Hoje eu sou mais feliz por enxergar essas verdades e sigo mais leve sozinha, cultivando diversos afetos, pois o amor é uma força incrível, te cura, o amor é revolucionário! E ele está em diversos formatos, deve ser valorizado e não desdenhado por conta das dores que infelizmente passamos, é lindo ver um casal de pretos se amando, por exemplo, ou sentir a cura que vem do amor de minha filha, e quando eu não era mãe me curava e ainda me alimento de amor com as amizades, com minhas plantas, meus estudos, minha militância, minhas conquistas, e até com os contatinhos, rs (afinal, sozinha sim, mas sem sexo também não dá, né? Huahauha! Mas até contatinhos passam por mais filtros agora e isso me ajuda a evitar problemas). E principalmente: o amor próprio! Colocando o amor por ti na frente, o resto tudinho vai fluir bem!

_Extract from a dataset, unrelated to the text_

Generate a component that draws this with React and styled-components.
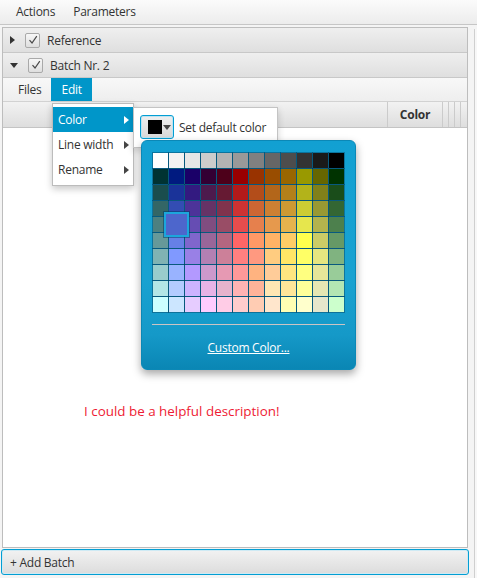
import styled, { createGlobalStyle } from "styled-components";

const FONT = `"Open Sans", "Noto Sans", "DejaVu Sans", sans-serif`;

const GlobalStyle = createGlobalStyle`
  html, body {
    margin: 0;
    padding: 0;
    background: #f4f4f4;
  }
  body {
    font-family: ${FONT};
    font-size: 12px;
    letter-spacing: -0.25px;
    color: #333;
  }
  * {
    box-sizing: border-box;
  }
`;

// javafx colour palette, 12 columns x 10 rows
const PALETTE = [
  [[255,255,255],[242,242,242],[230,230,230],[204,204,204],[179,179,179],[153,153,153],[128,128,128],[102,102,102],[77,77,77],[51,51,51],[26,26,26],[0,0,0]],
  [[0,51,51],[0,26,128],[26,0,104],[51,0,51],[77,0,26],[153,0,0],[153,51,0],[153,77,0],[153,102,0],[153,153,0],[102,102,0],[0,51,0]],
  [[26,77,77],[26,51,153],[51,26,128],[77,26,77],[102,26,51],[179,26,26],[179,77,26],[179,102,26],[179,128,26],[179,179,26],[128,128,26],[26,77,26]],
  [[51,102,102],[51,77,179],[77,51,153],[102,51,102],[128,51,77],[204,51,51],[204,102,51],[204,128,51],[204,153,51],[204,204,51],[153,153,51],[51,102,51]],
  [[77,128,128],[77,102,204],[102,77,179],[128,77,128],[153,77,102],[230,77,77],[230,128,77],[230,153,77],[230,179,77],[230,230,77],[179,179,77],[77,128,77]],
  [[102,153,153],[102,128,230],[128,102,204],[153,102,153],[179,102,128],[255,102,102],[255,153,102],[255,179,102],[255,204,102],[255,255,77],[204,204,102],[102,153,102]],
  [[128,179,179],[128,153,255],[153,128,230],[179,128,179],[204,128,153],[255,128,128],[255,153,128],[255,204,128],[255,230,102],[255,255,102],[230,230,128],[128,179,128]],
  [[153,204,204],[153,179,255],[179,153,255],[204,153,204],[230,153,179],[255,153,153],[255,179,128],[255,204,153],[255,230,128],[255,255,128],[230,230,153],[153,204,153]],
  [[179,230,230],[179,204,255],[204,179,255],[230,179,230],[230,179,204],[255,179,179],[255,179,153],[255,230,179],[255,230,153],[255,255,153],[230,230,179],[179,230,179]],
  [[204,255,255],[204,230,255],[230,204,255],[255,204,255],[255,204,230],[255,204,204],[255,204,179],[255,230,204],[255,255,179],[255,255,204],[230,230,204],[204,255,204]],
];

const rgb = (c) => `rgb(${c[0]}, ${c[1]}, ${c[2]})`;

function Triangle({ dir = "right", color = "#333" }) {
  if (dir === "down") {
    return (
      <svg width="8" height="5" viewBox="0 0 8 5">
        <path d="M0 0 L8 0 L4 5 Z" fill={color} />
      </svg>
    );
  }
  return (
    <svg width="5" height="8" viewBox="0 0 5 8">
      <path d="M0 0 L5 4 L0 8 Z" fill={color} />
    </svg>
  );
}

function Check() {
  return (
    <CheckBox>
      <svg width="12" height="12" viewBox="0 0 12 12">
        <path d="M2.5 6.2 L5 9 L9.8 2.2" fill="none" stroke="#4a4a4a" strokeWidth="1.2" />
      </svg>
    </CheckBox>
  );
}

export default function App() {
  return (
    <>
      <GlobalStyle />
      <Window>
        <MenuBar>
          <MenuItem>Actions</MenuItem>
          <MenuItem>Parameters</MenuItem>
        </MenuBar>
        <Body>
          <MainCol>
            <Panel>
              <TitleBar>
                <Triangle dir="right" />
                <Check />
                <TitleText>Reference</TitleText>
              </TitleBar>
              <TitleBar>
                <Triangle dir="down" />
                <Check />
                <TitleText>Batch Nr. 2</TitleText>
              </TitleBar>
              <BatchBar>
                <BatchItem>Files</BatchItem>
                <BatchItem $active>Edit</BatchItem>
              </BatchBar>
              <HeaderRow>
                <HeaderCell $grow />
                <HeaderCell $width={55}>Color</HeaderCell>
                <HeaderCell $width={6} />
                <HeaderCell $width={6} />
                <HeaderCell $width={6} />
                <HeaderCell $width={6} $last />
              </HeaderRow>
              <TableBody>
                <Description>I could be a helpful description!</Description>
              </TableBody>
            </Panel>
            <AddButton>+ Add Batch</AddButton>
          </MainCol>
          <SideStrip />
        </Body>

        <ContextMenu>
          <ContextItem $active>
            <span>Color</span>
            <Triangle color="#fff" />
          </ContextItem>
          <ContextItem>
            <span>Line width</span>
            <Triangle color="#444" />
          </ContextItem>
          <ContextItem>
            <span>Rename</span>
            <Triangle color="#444" />
          </ContextItem>
        </ContextMenu>

        <SubMenu>
          <PickerButton>
            <PickerSwatch />
            <Triangle dir="down" color="#444" />
          </PickerButton>
          <span>Set default color</span>
        </SubMenu>

        <PalettePopup>
          <GridWrap>
            <Grid>
              {PALETTE.flat().map((c, i) => (
                <Swatch key={i} style={{ background: rgb(c) }} />
              ))}
            </Grid>
            <HoverSwatch style={{ background: rgb(PALETTE[4][1]) }} />
          </GridWrap>
          <Separator />
          <CustomLink>Custom Color...</CustomLink>
        </PalettePopup>
      </Window>
    </>
  );
}

const Window = styled.div`
  position: relative;
  width: 477px;
  height: 578px;
  display: flex;
  flex-direction: column;
  overflow: hidden;
  background: #f4f4f4;
`;

const MenuBar = styled.div`
  height: 25px;
  display: flex;
  align-items: center;
  gap: 2px;
  padding-left: 8px;
  border-bottom: 1px solid #c6c6c6;
  background: linear-gradient(#fbfbfb, #ececec);
`;

const MenuItem = styled.div`
  padding: 0 8px;
  line-height: 24px;
`;

const Body = styled.div`
  flex: 1;
  display: flex;
  min-height: 0;
`;

const MainCol = styled.div`
  width: 469px;
  display: flex;
  flex-direction: column;
  padding: 2px 0 3px 1px;
`;

const SideStrip = styled.div`
  flex: 1;
  margin-top: 4px;
  background: linear-gradient(to right, #f4f4f4 0 5px, #cfcfcf 5px 6px, #f7f7f7 6px);
`;

const Panel = styled.div`
  flex: 1;
  margin: 0 1px;
  display: flex;
  flex-direction: column;
  border: 1px solid #bdbdbd;
  background: #fff;
  min-height: 0;
`;

const TitleBar = styled.div`
  height: 25px;
  display: flex;
  align-items: center;
  padding-left: 7px;
  border-bottom: 1px solid #c8c8c8;
  background: linear-gradient(#efefef, #dfdfdf);
`;

const CheckBox = styled.div`
  width: 15px;
  height: 15px;
  margin-left: 10px;
  display: flex;
  align-items: center;
  justify-content: center;
  border: 1px solid #a9a9a9;
  border-radius: 2px;
  background: linear-gradient(#f7f7f7, #dedede);
`;

const TitleText = styled.span`
  margin-left: 7px;
`;

const BatchBar = styled.div`
  height: 24px;
  display: flex;
  padding-left: 5px;
  border-bottom: 1px solid #d2d2d2;
  background: linear-gradient(#f8f8f8, #eeeeee);
`;

const BatchItem = styled.div`
  padding: 0 10px;
  line-height: 23px;
  background: ${(p) => (p.$active ? "#0096c9" : "transparent")};
  color: ${(p) => (p.$active ? "#fff" : "#333")};
`;

const HeaderRow = styled.div`
  height: 26px;
  display: flex;
  border-bottom: 1px solid #c4c4c4;
`;

const HeaderCell = styled.div`
  flex: ${(p) => (p.$grow ? "1 1 auto" : "none")};
  width: ${(p) => (p.$width ? `${p.$width}px` : "auto")};
  display: flex;
  align-items: center;
  justify-content: center;
  font-weight: bold;
  border-right: ${(p) => (p.$last ? "none" : "1px solid #cbcbcb")};
  background: linear-gradient(#f2f2f2, #dedede);
`;

const TableBody = styled.div`
  flex: 1;
  background: #fff;
  padding: 274px 0 0 81px;
`;

const Description = styled.div`
  font-size: 13.4px;
  letter-spacing: 0;
  line-height: 18px;
  color: #ee1b34;
`;

const AddButton = styled.button`
  height: 26px;
  margin-top: 1px;
  padding: 0 0 0 8px;
  text-align: left;
  font-family: ${FONT};
  font-size: 12px;
  letter-spacing: -0.25px;
  color: #333;
  border: 1px solid #039ed3;
  border-radius: 3px;
  box-shadow: inset 0 0 0 1px #cfeaf4;
  background: linear-gradient(#f2f2f2, #dcdcdc);
`;

const ContextMenu = styled.div`
  position: absolute;
  left: 52px;
  top: 103px;
  width: 82px;
  padding: 3px 0;
  background: #fff;
  border: 1px solid #bcbcbc;
  box-shadow: 0 3px 7px rgba(0, 0, 0, 0.22);
`;

const ContextItem = styled.div`
  height: 25px;
  display: flex;
  align-items: center;
  justify-content: space-between;
  padding: 0 4px 0 5px;
  background: ${(p) => (p.$active ? "#0096c9" : "transparent")};
  color: ${(p) => (p.$active ? "#fff" : "#333")};
`;

const SubMenu = styled.div`
  position: absolute;
  left: 133px;
  top: 107px;
  width: 145px;
  display: flex;
  align-items: center;
  gap: 5px;
  padding: 7px 6px 8px;
  background: #fff;
  border: 1px solid #c4c4c4;
  box-shadow: 0 3px 7px rgba(0, 0, 0, 0.18);
`;

const PickerButton = styled.div`
  width: 34px;
  height: 24px;
  display: flex;
  align-items: center;
  gap: 1px;
  padding-left: 7px;
  border: 1px solid #039ed3;
  border-radius: 3px;
  box-shadow: inset 0 0 0 1px #bfe3f1;
  background: linear-gradient(#efefef, #d8d8d8);
`;

const PickerSwatch = styled.div`
  width: 14px;
  height: 14px;
  background: #000;
`;

const PalettePopup = styled.div`
  position: absolute;
  left: 141px;
  top: 140px;
  width: 215px;
  padding: 12px 11px 13px;
  border: 1px solid #0b88b6;
  border-radius: 6px;
  background: linear-gradient(#12a0d2 0%, #19a2d1 60%, #1599c8 85%, #0a86b4 100%);
  box-shadow: 0 4px 9px rgba(0, 0, 0, 0.35);
`;

const GridWrap = styled.div`
  position: relative;
`;

const Grid = styled.div`
  display: grid;
  grid-template-columns: repeat(12, 15px);
  grid-auto-rows: 15px;
  gap: 1px;
`;

const Swatch = styled.div`
  box-shadow: 0 0 0 1px rgba(0, 50, 80, 0.4);
`;

const HoverSwatch = styled.div`
  position: absolute;
  left: 11px;
  top: 59px;
  width: 25px;
  height: 25px;
  border: 2px solid #1ca6dc;
  box-shadow: 0 0 0 1px rgba(0, 60, 100, 0.5);
`;

const Separator = styled.div`
  height: 1px;
  margin: 12px -1px 0;
  background: #cbc4c4;
`;

const CustomLink = styled.div`
  margin-top: 15px;
  line-height: 16px;
  text-align: center;
  color: #fff;
  text-decoration: underline;
`;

Com a maturidade e ajuda do feminismo a gente aprende que a felicidade não está num modelo pronto, por mais clichê que pareça dizer isso, a diferença é que a gente trabalha pra que esse clichê se torne real e deixemos de viver escravas dessa caixa de adestramento que vivemos. E o dia dos namorados que parece só uma data inocente e comercial faz parte deste adestramento, pois subliminarmente fortalece o ideal de amor romântico, da felicidade e sucesso só pra quem tem esse amor, o modelo monogâmico como o ideal e também o padrão heteronormativo. Hoje já observamos o mercado sinalizando em propagandas desta data os casais não hetero, e quando o faz de forma escancarada ainda encontra resistências! Mas isso é tão somente uma maneira do capital ampliar seu mercado consumidor, e daria com certeza um outro texto sobre apropriação de pautas sociais como estratégia de fortalecimento do sistema capitalista. Então encerro por aqui e digo:

Muito obrigada, feminismo, por me tornar uma mulher cada vez mais livre!